Data items:
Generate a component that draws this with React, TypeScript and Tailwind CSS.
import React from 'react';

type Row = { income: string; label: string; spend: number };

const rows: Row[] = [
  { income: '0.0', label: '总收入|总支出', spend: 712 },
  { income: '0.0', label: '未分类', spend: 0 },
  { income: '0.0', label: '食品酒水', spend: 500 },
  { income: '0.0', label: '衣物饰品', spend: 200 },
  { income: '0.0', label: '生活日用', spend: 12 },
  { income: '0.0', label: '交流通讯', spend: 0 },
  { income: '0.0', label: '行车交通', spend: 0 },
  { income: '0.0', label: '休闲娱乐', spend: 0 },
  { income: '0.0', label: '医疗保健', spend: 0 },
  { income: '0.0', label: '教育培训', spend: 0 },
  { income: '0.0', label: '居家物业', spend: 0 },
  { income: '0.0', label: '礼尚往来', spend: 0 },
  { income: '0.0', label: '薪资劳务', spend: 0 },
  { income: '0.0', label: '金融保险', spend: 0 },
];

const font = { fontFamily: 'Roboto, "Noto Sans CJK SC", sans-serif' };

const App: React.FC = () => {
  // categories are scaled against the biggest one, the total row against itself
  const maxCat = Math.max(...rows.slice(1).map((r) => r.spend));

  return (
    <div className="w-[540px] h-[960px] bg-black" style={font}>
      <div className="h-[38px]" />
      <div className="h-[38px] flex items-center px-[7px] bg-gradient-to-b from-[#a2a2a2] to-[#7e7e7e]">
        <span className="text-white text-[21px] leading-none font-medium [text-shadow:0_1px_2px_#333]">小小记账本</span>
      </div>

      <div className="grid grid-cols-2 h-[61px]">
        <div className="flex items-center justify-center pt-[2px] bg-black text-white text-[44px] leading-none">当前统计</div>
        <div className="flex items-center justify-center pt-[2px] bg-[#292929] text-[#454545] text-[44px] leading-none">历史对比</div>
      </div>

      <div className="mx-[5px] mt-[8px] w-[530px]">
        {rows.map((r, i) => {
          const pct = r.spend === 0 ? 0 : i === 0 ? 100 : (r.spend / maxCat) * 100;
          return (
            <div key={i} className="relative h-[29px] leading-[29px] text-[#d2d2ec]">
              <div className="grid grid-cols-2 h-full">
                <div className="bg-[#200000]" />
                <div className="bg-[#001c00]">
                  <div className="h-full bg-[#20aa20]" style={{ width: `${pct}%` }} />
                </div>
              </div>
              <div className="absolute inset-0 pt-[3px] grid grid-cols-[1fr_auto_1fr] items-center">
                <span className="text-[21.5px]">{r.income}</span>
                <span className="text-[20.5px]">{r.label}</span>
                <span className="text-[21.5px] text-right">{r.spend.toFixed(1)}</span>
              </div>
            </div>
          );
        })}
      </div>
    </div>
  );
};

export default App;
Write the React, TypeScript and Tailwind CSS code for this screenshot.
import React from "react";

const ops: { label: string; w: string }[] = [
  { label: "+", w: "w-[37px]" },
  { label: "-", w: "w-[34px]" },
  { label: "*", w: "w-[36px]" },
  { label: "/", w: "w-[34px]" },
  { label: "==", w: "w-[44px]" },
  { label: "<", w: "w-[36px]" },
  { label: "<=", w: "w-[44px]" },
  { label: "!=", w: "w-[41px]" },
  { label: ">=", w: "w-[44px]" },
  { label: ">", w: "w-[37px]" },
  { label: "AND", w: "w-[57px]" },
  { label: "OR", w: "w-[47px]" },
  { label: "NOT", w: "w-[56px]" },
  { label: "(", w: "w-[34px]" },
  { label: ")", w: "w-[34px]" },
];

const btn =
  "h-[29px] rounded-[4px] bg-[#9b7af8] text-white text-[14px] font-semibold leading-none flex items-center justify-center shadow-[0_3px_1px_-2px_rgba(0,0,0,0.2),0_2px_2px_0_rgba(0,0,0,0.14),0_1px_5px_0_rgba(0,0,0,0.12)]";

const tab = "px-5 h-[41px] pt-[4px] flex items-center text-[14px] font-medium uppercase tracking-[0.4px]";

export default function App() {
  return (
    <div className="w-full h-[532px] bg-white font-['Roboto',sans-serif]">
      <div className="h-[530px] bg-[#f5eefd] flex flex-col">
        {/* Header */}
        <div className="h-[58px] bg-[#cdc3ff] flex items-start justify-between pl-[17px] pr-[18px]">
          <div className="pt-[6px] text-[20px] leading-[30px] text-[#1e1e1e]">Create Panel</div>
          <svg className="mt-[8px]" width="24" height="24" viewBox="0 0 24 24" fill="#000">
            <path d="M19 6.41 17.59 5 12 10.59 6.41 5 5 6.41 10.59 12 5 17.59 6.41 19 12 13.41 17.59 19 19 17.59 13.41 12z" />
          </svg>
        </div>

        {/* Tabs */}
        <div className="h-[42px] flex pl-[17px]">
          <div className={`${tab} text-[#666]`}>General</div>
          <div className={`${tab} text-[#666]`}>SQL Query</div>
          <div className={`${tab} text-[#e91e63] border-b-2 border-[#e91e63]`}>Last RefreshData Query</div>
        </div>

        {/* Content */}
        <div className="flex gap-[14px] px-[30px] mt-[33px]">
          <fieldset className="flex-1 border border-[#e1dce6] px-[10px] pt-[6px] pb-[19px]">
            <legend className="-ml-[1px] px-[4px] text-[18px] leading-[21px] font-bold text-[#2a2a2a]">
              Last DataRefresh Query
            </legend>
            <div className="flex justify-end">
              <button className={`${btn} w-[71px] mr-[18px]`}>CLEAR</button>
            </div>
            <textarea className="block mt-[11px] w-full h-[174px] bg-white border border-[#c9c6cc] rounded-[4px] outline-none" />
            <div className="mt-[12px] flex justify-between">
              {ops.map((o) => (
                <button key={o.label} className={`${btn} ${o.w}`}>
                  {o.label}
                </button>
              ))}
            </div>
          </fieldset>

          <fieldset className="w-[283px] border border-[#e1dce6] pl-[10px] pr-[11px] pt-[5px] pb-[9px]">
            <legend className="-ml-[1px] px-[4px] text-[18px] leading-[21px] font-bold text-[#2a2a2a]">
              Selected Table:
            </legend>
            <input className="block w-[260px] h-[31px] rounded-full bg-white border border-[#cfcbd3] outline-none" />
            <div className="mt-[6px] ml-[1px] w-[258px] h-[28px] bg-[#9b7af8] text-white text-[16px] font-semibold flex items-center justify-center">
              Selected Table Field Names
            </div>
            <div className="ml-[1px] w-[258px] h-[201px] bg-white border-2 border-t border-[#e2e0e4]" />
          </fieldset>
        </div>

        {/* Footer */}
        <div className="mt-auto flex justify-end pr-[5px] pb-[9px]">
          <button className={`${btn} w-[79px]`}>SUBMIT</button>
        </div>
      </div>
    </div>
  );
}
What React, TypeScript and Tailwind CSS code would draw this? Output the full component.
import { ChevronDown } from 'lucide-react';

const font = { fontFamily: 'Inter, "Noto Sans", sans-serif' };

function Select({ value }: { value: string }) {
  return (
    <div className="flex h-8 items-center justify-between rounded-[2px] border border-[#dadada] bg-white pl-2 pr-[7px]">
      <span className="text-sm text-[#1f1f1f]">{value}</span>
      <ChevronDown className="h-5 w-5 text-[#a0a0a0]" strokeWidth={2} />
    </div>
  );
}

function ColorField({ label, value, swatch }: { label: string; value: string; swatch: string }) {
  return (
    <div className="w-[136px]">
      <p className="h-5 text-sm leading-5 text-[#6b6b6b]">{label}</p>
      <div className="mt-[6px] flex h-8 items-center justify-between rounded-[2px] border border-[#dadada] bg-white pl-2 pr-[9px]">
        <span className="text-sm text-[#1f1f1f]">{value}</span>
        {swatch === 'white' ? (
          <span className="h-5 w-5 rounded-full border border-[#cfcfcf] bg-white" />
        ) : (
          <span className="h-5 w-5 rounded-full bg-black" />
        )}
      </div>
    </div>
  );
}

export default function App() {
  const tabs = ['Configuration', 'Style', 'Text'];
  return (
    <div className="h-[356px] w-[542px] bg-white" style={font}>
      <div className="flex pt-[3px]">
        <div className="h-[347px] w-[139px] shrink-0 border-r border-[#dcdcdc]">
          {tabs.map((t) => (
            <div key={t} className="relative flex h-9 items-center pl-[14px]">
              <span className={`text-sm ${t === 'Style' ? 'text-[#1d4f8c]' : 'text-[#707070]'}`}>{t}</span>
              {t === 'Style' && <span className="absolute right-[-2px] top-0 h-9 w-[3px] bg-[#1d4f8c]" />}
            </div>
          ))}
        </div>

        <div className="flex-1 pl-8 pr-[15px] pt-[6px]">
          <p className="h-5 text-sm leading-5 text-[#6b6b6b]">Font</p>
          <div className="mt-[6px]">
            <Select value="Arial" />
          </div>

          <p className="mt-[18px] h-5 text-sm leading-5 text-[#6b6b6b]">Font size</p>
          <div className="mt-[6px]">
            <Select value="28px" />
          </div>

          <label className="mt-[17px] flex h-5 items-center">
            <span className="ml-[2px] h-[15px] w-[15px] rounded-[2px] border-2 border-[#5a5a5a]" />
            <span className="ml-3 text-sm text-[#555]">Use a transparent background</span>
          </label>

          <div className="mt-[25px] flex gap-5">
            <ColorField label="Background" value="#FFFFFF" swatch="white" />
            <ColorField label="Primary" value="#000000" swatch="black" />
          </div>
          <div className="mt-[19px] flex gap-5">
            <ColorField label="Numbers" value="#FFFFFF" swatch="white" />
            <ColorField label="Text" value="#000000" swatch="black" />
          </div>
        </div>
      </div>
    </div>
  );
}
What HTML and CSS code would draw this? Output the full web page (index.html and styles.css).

Exercise instructions: Quote the listing word for word from its first line through the line in which "string; label: string;" appears.

Exercise solution:
Generate a component that draws this with React, TypeScript and Tailwind CSS.
import React from 'react';

type Row = { income: string; label: string; spend: number };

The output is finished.